Não poderemos aceitar como digno de Iniciação alguém que de positivo apresente apenas a característica de ser um bom cidadão, ou que seja considerado de bons costumes por não ter feito mal a ninguém. Essa máquina com que datilografo estas linhas também pode ser considerada boa porque não faz mal a ninguém; ela é exatamente como aquele cidadão, apenas bom, mas que para produzir algo proveitoso deve ser permanentemente manejado.
Ao acolhermos a apresentação de novos candidatos, deveremos fazer prevalecer sempre o bom senso e a responsabilidade, tanto dos apresentantes como dos sindicantes, do corpo da Loja, da Administração Central do Grande Oriente. A análise dos dados apresentados deve ser profunda e cuidadosa. O passado do apresentado deve ser a base de uma pesquisa muito ampla e conscienciosa.
As liberalidades para com amigos e pessoas por ocuparem cargos de destaque têm permitido que entrem para nossa Ordem muitos candidatos que nada mais são do que simplesmente livres (não escravos) e de bons costumes (apenas bons cidadãos), mas cujo passado nada mais mostra do que um caminho deserto sem nada de positivo a ser anotado.
A condescendência, as liberalidades, os precedentes são o grande mal que afligem o funcionamento de muitas associações, e principalmente não poucas de nossas Lojas.
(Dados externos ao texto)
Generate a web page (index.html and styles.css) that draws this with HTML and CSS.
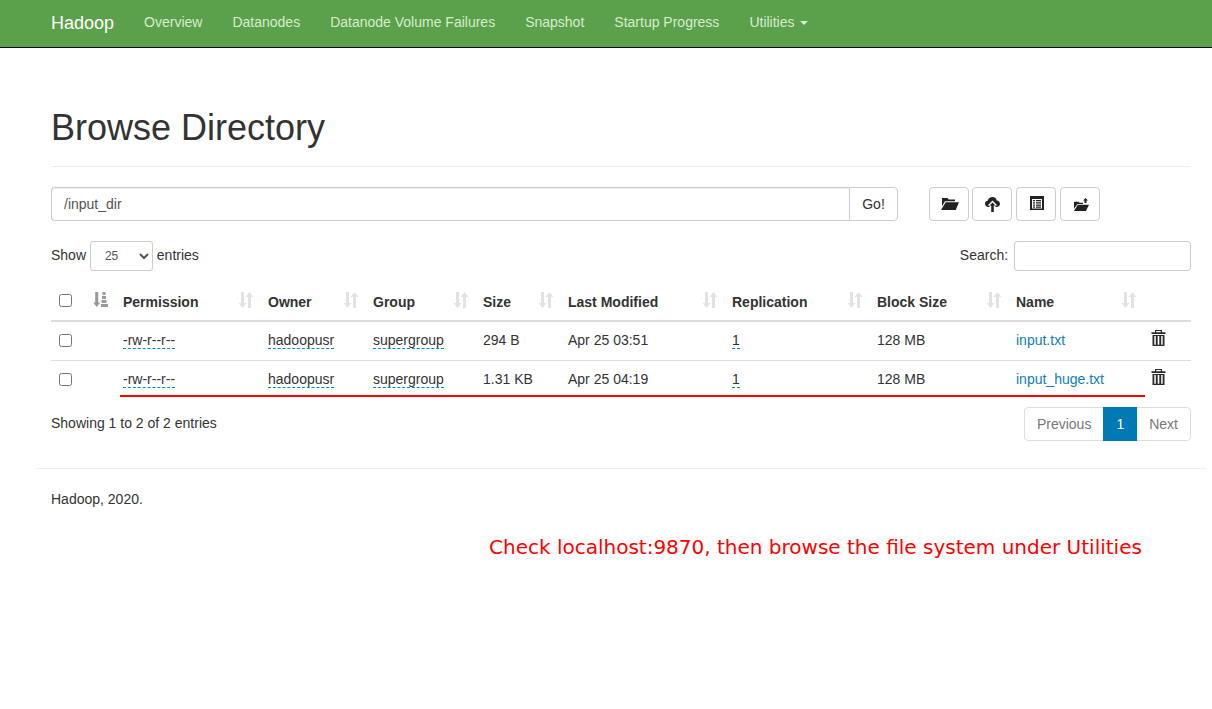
FILE: index.html
```html
<!DOCTYPE html>
<html lang="en">
<head>
  <meta charset="UTF-8">
  <meta name="viewport" content="width=device-width, initial-scale=1.0">
  <title>Browsing HDFS</title>
  <link rel="stylesheet" href="styles.css">
</head>
<body>
  <svg class="sprites" aria-hidden="true">
    <symbol id="sort" viewBox="0 0 15 16">
      <path d="M3 0h3v11h2.500L4.500 16 .5 11H3z"/>
      <path d="M10 16V5H7.500l4-5 4 5H13v11z"/>
    </symbol>
    <symbol id="trash" viewBox="0 0 15 16">
      <path d="M4 0h7v2.200h3.500V4H.5V2.200H4zM5.200 1.100v1.100h4.600V1.100z" fill-rule="evenodd"/>
      <path d="M1.500 5h12v11h-12zM3.300 6v8.800h1.500V6zm3.400 0v8.800h1.600V6zm3.500 0v8.800h1.500V6z" fill-rule="evenodd"/>
    </symbol>
  </svg>

  <nav class="navbar">
    <a class="brand" href="#">Hadoop</a>
    <ul class="nav-links">
      <li><a href="#">Overview</a></li>
      <li><a href="#">Datanodes</a></li>
      <li><a href="#">Datanode Volume Failures</a></li>
      <li><a href="#">Snapshot</a></li>
      <li><a href="#">Startup Progress</a></li>
      <li><a href="#">Utilities <span class="caret"></span></a></li>
    </ul>
  </nav>

  <div class="container">
    <div class="page-header">
      <h1>Browse Directory</h1>
    </div>

    <div class="toolbar">
      <div class="path-group">
        <input class="path-input" type="text" value="/input_dir">
        <button class="go-btn">Go!</button>
      </div>
      <div class="tool-btns">
        <button class="tool-btn nudge-right" title="Open">
          <svg width="18" height="12" viewBox="0 0 18 13" preserveAspectRatio="none"><path d="M1 0h5.500l1.200 1.500H14V3.500H4L1 9zM4.700 4.500H18L14.700 13H0z"/></svg>
        </button>
        <button class="tool-btn" title="Upload">
          <svg width="15" height="15" viewBox="0 0 15 15"><path d="M7.500 0c2.200 0 3.900 1.400 4.200 3.400C13.600 3.600 15 5 15 6.800c0 1.900-1.500 3.200-3.300 3.200h-1.300V8.600h2L7.500 3.500 2.600 8.600h2V10H3.300C1.400 10 0 8.700 0 6.800 0 5.200 1.200 3.900 2.800 3.600 3.400 1.400 5.200 0 7.500 0z"/><path d="M6.200 15V8.500H4.600l2.900-3.100 2.900 3.100H8.800V15z"/></svg>
        </button>
        <button class="tool-btn nudge-right nudge-up" title="Table">
          <svg width="14" height="14" viewBox="0 0 14 14"><path fill-rule="evenodd" d="M0 0h14v14H0zM2 3v9.500h10V3zM3 4h2v1.300H3zm3 0h5v1.300H6zM3 6.300h2v1.300H3zm3 0h5v1.300H6zM3 8.500h2v1.300H3zm3 0h5v1.300H6zM3 10.500h2v1.200H3zm3 0h5v1.200H6z"/></svg>
        </button>
        <button class="tool-btn nudge-right" title="Cut">
          <svg width="15" height="13" viewBox="0 0 15 14" preserveAspectRatio="none"><path d="M0 4h4.500l1 1.200H9v1.300H3.500L0 11.500zM3.800 7.300H15L12 14H0z"/><path d="M10.500 5.500V2.600H9.100L11.500 0l2.400 2.600h-1.400v2.900z"/></svg>
        </button>
      </div>
    </div>

    <div class="table-controls">
      <label class="length-label">Show
        <select class="length-select"><option>25</option></select>
        entries</label>
      <label class="search-label">Search:
        <input class="search-input" type="search">
      </label>
    </div>

    <table class="files">
      <colgroup>
        <col class="col-check"><col class="col-sort"><col class="col-perm"><col class="col-owner"><col class="col-group"><col class="col-size"><col class="col-date"><col class="col-repl"><col class="col-block"><col class="col-name"><col class="col-del">
      </colgroup>
      <thead>
        <tr>
          <th class="check-cell"><input type="checkbox"></th>
          <th class="sort-first"><svg class="sort-active" width="15" height="15" viewBox="0 0 15 15"><path d="M2.200 0h3v10.500h2L3.700 15 .2 10.500h2z"/><path d="M9.500 0h3v3h-3zM9 4h4v3H9zM8.500 8h5v3h-5zM8 12h7v3H8z"/></svg></th>
          <th>Permission<svg class="sort-icon"><use href="#sort"/></svg></th>
          <th>Owner<svg class="sort-icon"><use href="#sort"/></svg></th>
          <th>Group<svg class="sort-icon"><use href="#sort"/></svg></th>
          <th>Size<svg class="sort-icon"><use href="#sort"/></svg></th>
          <th>Last Modified<svg class="sort-icon"><use href="#sort"/></svg></th>
          <th>Replication<svg class="sort-icon"><use href="#sort"/></svg></th>
          <th>Block Size<svg class="sort-icon"><use href="#sort"/></svg></th>
          <th>Name<svg class="sort-icon"><use href="#sort"/></svg></th>
          <th></th>
        </tr>
      </thead>
      <tbody>
        <tr>
          <td class="check-cell"><input type="checkbox"></td>
          <td></td>
          <td><span class="editable">-rw-r--r--</span></td>
          <td><span class="editable">hadoopusr</span></td>
          <td><span class="editable">supergroup</span></td>
          <td>294 B</td>
          <td>Apr 25 03:51</td>
          <td><span class="editable">1</span></td>
          <td>128 MB</td>
          <td><a class="file-link" href="#">input.txt</a></td>
          <td class="trash-cell"><svg class="trash-icon"><use href="#trash"/></svg></td>
        </tr>
        <tr>
          <td class="check-cell"><input type="checkbox"></td>
          <td></td>
          <td><span class="editable">-rw-r--r--</span></td>
          <td><span class="editable">hadoopusr</span></td>
          <td><span class="editable">supergroup</span></td>
          <td>1.31 KB</td>
          <td>Apr 25 04:19</td>
          <td><span class="editable">1</span></td>
          <td>128 MB</td>
          <td><a class="file-link" href="#">input_huge.txt</a></td>
          <td class="trash-cell"><svg class="trash-icon"><use href="#trash"/></svg></td>
        </tr>
      </tbody>
    </table>
    <div class="red-underline"></div>

    <div class="table-footer">
      <div class="table-info">Showing 1 to 2 of 2 entries</div>
      <ul class="pagination">
        <li class="page-item">Previous</li>
        <li class="page-item current">1</li>
        <li class="page-item">Next</li>
      </ul>
    </div>
  </div>

  <hr class="footer-rule">
  <footer class="footer">
    <p>Hadoop, 2020.</p>
    <p class="note">Check localhost:9870, then browse the file system under Utilities</p>
  </footer>
</body>
</html>
```

FILE: styles.css
```css
* {
  box-sizing: border-box;
}
body {
  margin: 0;
  font-family: "Liberation Sans", Arial, sans-serif;
  font-size: 14px;
  line-height: 20px;
  color: #333;
  background-color: #fff;
}
.sprites {
  display: none;
}

/* navbar */
.navbar {
  display: flex;
  height: 48px;
  padding-left: 51px;
  background-color: #5ba04a;
  border-bottom: 1px solid #080808;
}
.brand {
  font-size: 18px;
  line-height: 47px;
  color: #fff;
  text-decoration: none;
  margin-right: 15px;
}
.nav-links {
  display: flex;
  margin: 0;
  padding: 0;
  list-style: none;
}
.nav-links a {
  display: block;
  padding: 0 15px;
  line-height: 45px;
  color: #d8ecd0;
  text-decoration: none;
}
.caret {
  display: inline-block;
  margin-left: 2px;
  vertical-align: middle;
  border-top: 4px solid;
  border-left: 4px solid transparent;
  border-right: 4px solid transparent;
}

/* page */
.container {
  width: 1140px;
  margin-left: 51px;
}
.page-header {
  height: 119px;
  padding-top: 60px;
  border-bottom: 1px solid #eee;
}
h1 {
  margin: 0;
  font-size: 36px;
  font-weight: 500;
  line-height: 40px;
}
.toolbar {
  display: flex;
  margin-top: 20px;
}
.path-group {
  display: flex;
  width: 847px;
}
.path-input {
  flex: 1;
  height: 34px;
  padding: 6px 12px;
  font: inherit;
  color: #555;
  border: 1px solid #ccc;
  border-right: 0;
  border-radius: 4px 0 0 4px;
  box-shadow: inset 0 1px 1px rgba(0, 0, 0, .075);
}
.go-btn {
  width: 49px;
  height: 34px;
  padding: 0;
  font: inherit;
  color: #333;
  background: #fff;
  border: 1px solid #ccc;
  border-radius: 0 4px 4px 0;
}
.tool-btns {
  display: flex;
  gap: 4px;
  margin-left: 31px;
}
.tool-btn {
  display: flex;
  align-items: center;
  justify-content: center;
  width: 40px;
  height: 34px;
  padding: 0;
  background: #fff;
  border: 1px solid #ccc;
  border-radius: 4px;
}
.tool-btn:first-child {
  margin-right: -1px;
}
.tool-btn.nudge-right {
  padding-left: 2px;
}
.tool-btn.nudge-up {
  padding-bottom: 2px;
}
.tool-btn svg {
  fill: #222;
}

.table-controls {
  display: flex;
  justify-content: space-between;
  align-items: center;
  margin-top: 20px;
  height: 30px;
}
.length-select {
  width: 63px;
  height: 30px;
  padding: 5px 10px;
  font: 12px "Liberation Sans", Arial, sans-serif;
  color: #555;
  background: #fff;
  border: 1px solid #ccc;
  border-radius: 3px;
}
.search-input {
  width: 177px;
  height: 30px;
  margin-left: 2px;
  vertical-align: middle;
  border: 1px solid #ccc;
  border-radius: 3px;
}

/* table */
.files {
  width: 1140px;
  margin-top: 10px;
  border-collapse: collapse;
  table-layout: fixed;
}
.col-check { width: 34px; }
.col-sort { width: 30px; }
.col-perm { width: 145px; }
.col-owner { width: 105px; }
.col-group { width: 110px; }
.col-size { width: 85px; }
.col-date { width: 164px; }
.col-repl { width: 145px; }
.col-block { width: 139px; }
.col-name { width: 135px; }
.col-del { width: 48px; }
.files th {
  position: relative;
  height: 40px;
  padding: 2px 8px 0;
  text-align: left;
  vertical-align: middle;
  border-bottom: 2px solid #ddd;
}
.files td {
  height: 39px;
  padding: 0 8px 2px;
  vertical-align: middle;
  border-top: 1px solid #ddd;
}
.files thead + tbody tr:first-child td {
  border-top: 0;
}
.files .check-cell {
  padding: 0 8px;
}
.files .trash-cell {
  padding-bottom: 5px;
}
.files input[type="checkbox"] {
  display: block;
  margin: 0;
  width: 13px;
  height: 13px;
}
.files .sort-first {
  padding: 0;
}
.sort-active {
  display: block;
  margin: 0 0 2px 8px;
  fill: #999;
}
.sort-icon {
  position: absolute;
  right: 7px;
  top: 11px;
  width: 15px;
  height: 16px;
  fill: #e2e2e2;
}
.editable {
  border-bottom: 1px dashed #08c;
}
.file-link {
  color: #0f7fb5;
  text-decoration: none;
}
.trash-icon {
  display: block;
  width: 15px;
  height: 16px;
  fill: #2a2a2a;
}
.red-underline {
  position: absolute;
  left: 120px;
  top: 395px;
  width: 1025px;
  height: 2px;
  background: #f00;
}

.table-footer {
  display: flex;
  justify-content: space-between;
  margin-top: 8px;
}
.table-info {
  padding-top: 6px;
}
.pagination {
  display: flex;
  margin: 0;
  padding: 0;
  list-style: none;
}
.page-item {
  height: 34px;
  padding: 6px 12px;
  color: #777;
  border: 1px solid #ddd;
  margin-left: -1px;
}
.page-item:first-child {
  border-radius: 4px 0 0 4px;
}
.page-item:last-child {
  border-radius: 0 4px 4px 0;
}
.page-item.current {
  position: relative;
  z-index: 1;
  color: #fff;
  background: #007ab5;
  border-color: #007ab5;
}

/* footer */
.footer-rule {
  width: 1170px;
  margin: 27px 0 0 36px;
  border: 0;
  border-top: 1px solid #eee;
}
.footer {
  padding-left: 51px;
}
.footer p {
  margin: 20px 0 0;
}
.footer .note {
  margin: 26px 0 0 438px;
  font-family: "DejaVu Sans", sans-serif;
  font-size: 20px;
  line-height: 24px;
  color: #f00;
}
```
Como são raros os candidatos que poderiam se enquadrar no perfil de perfeição que tentamos delinear, e como muitas Lojas deixam entrever um desusado interesse em ampliar o quadro de seus obreiros, possivelmente para encobrir a falta de outras iniciativas mais substanciosas, verifica?se um apressamento dos cerimoniais de Iniciação. Freqüentemente, por isso, são iniciadas pessoas que nada trarão para nossa Instituição, muito ao contrário, sua inércia será muito prejudicial e contagiante.
E a observância do perfil rigoroso antes estabelecido vai se abrandando. As considerações de amizade e uma indisfarçada admiração por quem ocupa cargos públicos importantes, forçam um relaxamento do processo de seleção. De concessão em concessão se inicia uma reação em cadeia.
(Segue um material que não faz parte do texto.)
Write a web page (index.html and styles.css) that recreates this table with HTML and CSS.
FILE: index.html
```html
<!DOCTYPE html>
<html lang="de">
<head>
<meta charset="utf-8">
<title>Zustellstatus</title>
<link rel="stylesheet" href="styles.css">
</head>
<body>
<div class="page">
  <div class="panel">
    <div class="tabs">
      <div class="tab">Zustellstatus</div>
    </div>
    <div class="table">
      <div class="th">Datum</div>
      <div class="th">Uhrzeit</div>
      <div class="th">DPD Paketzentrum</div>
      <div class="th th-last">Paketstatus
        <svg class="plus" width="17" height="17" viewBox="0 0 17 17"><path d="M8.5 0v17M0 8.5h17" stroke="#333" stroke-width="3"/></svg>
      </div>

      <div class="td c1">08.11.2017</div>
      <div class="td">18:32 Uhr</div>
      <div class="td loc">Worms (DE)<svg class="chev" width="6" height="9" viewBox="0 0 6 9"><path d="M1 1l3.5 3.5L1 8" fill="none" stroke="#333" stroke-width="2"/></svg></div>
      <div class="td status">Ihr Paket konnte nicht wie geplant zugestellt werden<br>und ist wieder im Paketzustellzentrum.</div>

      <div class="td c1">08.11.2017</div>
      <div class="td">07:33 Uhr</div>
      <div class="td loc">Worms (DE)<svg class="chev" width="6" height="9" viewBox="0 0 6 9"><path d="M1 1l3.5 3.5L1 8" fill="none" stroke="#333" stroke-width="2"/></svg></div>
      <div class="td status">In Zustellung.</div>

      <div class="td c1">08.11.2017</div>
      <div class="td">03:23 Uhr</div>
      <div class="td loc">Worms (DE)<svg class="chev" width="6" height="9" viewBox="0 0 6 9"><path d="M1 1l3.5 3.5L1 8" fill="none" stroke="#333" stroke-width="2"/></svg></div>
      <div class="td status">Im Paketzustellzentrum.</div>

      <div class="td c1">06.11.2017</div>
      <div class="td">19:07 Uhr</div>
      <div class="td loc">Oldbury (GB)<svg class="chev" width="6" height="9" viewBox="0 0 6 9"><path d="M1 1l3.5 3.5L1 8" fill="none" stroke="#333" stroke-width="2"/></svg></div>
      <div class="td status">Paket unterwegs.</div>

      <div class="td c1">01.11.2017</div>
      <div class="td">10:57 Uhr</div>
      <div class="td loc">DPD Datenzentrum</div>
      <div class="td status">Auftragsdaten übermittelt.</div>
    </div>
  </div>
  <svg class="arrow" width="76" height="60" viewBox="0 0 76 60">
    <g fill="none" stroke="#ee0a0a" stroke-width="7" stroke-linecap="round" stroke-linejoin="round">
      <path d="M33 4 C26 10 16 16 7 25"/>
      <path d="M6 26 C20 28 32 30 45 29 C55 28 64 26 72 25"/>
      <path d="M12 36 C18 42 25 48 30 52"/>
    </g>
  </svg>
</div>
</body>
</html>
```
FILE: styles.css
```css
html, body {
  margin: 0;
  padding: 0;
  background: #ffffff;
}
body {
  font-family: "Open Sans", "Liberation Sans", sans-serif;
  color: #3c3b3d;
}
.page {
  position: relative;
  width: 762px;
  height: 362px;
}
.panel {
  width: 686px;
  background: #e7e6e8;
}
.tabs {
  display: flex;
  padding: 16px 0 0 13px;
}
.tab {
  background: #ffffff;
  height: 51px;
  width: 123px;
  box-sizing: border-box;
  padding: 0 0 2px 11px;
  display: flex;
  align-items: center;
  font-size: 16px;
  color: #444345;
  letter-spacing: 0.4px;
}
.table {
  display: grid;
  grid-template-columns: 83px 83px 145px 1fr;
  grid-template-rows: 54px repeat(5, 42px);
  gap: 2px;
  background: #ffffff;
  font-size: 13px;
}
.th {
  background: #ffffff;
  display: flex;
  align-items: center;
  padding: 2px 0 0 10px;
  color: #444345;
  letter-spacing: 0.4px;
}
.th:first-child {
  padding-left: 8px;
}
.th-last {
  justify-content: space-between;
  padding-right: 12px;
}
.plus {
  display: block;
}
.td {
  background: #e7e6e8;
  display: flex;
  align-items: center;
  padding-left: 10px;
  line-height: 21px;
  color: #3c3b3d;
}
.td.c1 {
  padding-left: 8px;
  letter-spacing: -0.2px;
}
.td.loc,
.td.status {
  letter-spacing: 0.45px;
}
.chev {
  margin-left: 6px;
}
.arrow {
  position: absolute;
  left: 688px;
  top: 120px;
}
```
Os mesmos que foram iniciados em virtude de uma sindicância facilitada, quando por sua vez apresentarem os seus candidatos usarão um perfil ainda mais diluído. O nível geral da Ordem, como estamos assistindo nesse momento histórico, vai decaindo, não no sentido moral evidentemente, mas pela ausência de homens dinâmicos com quem a Maçonaria necessita contar para poder atingir os seus altos objetivos. A própria freqüência aos trabalhos, por vezes muito aquém do desejado, é um atestado desse fenômeno.
Embora devamos admitir que a condescendência se tomou quase universal, afetando em todo mundo as associações de qualquer natureza, ela não deveria existir na Maçonaria, dada a seriedade com que costumamos encarar nossos trabalhos. Essa reação em cadeia também vem nos atingindo, levando para baixo o nível de nossa eficiência, tão decantada em outros tempos.
Nossa atenção a esse fato social deverá ser dobrada, agora, para que não deixemos chegar esse nível a um patamar perigoso, pois a experiência evidencia que quando isso ocorre a própria existência da associação se vê ameaçada. Muitos membros de nível cultural mais elevado poderão se afastar silenciosamente por não encontrarem guarida para seus esforços pela dinamização da luta por ideais que tanto apregoamos serem nossos.
Qualquer associação que se permita cair no conceito de seus próprios membros está chegando a um limiar indesejável e perigoso para a sua própria sobrevivência.
Nossa Ordem nunca poderá ser maior ou melhor do que o forem os Irmãos que a constituem. Nem se aceitará aquela observação de alguns pusilânimes que dizem querer deixar a Instituição porque não encontraram nela o que procuravam, pois habitualmente nada fizeram ou fazem para modificar a situação. A Maçonaria será tão grande e boa quanto nós, os Irmãos, se formos grandes e bons individualmente.
Esses que assim pensam são exatamente aqueles que em sua vida pregressa nada fizeram de grandioso e meritório, e entraram na Maçonaria pensando que ela faria isso por eles; pretendiam apenas engrandecer-se às custas dos Irmãos.
Cuidemos para que não entrem para o nosso grupo aqueles que Cristo já rejeitou como nem frios nem quentes: os medíocres.
Os pusilânimes não fazem história, são apenas levados de roldão. Percorramos a trilha da história da humanidade e veremos que ficaram apenas os nomes dos que foram ou muito bons ou muito maus. Procuremos ficar na evidência por termos sido muito bons, muito grandes em nossa luta por uma vida melhor, por uma MAÇONARIA GRANDE E UNIDA.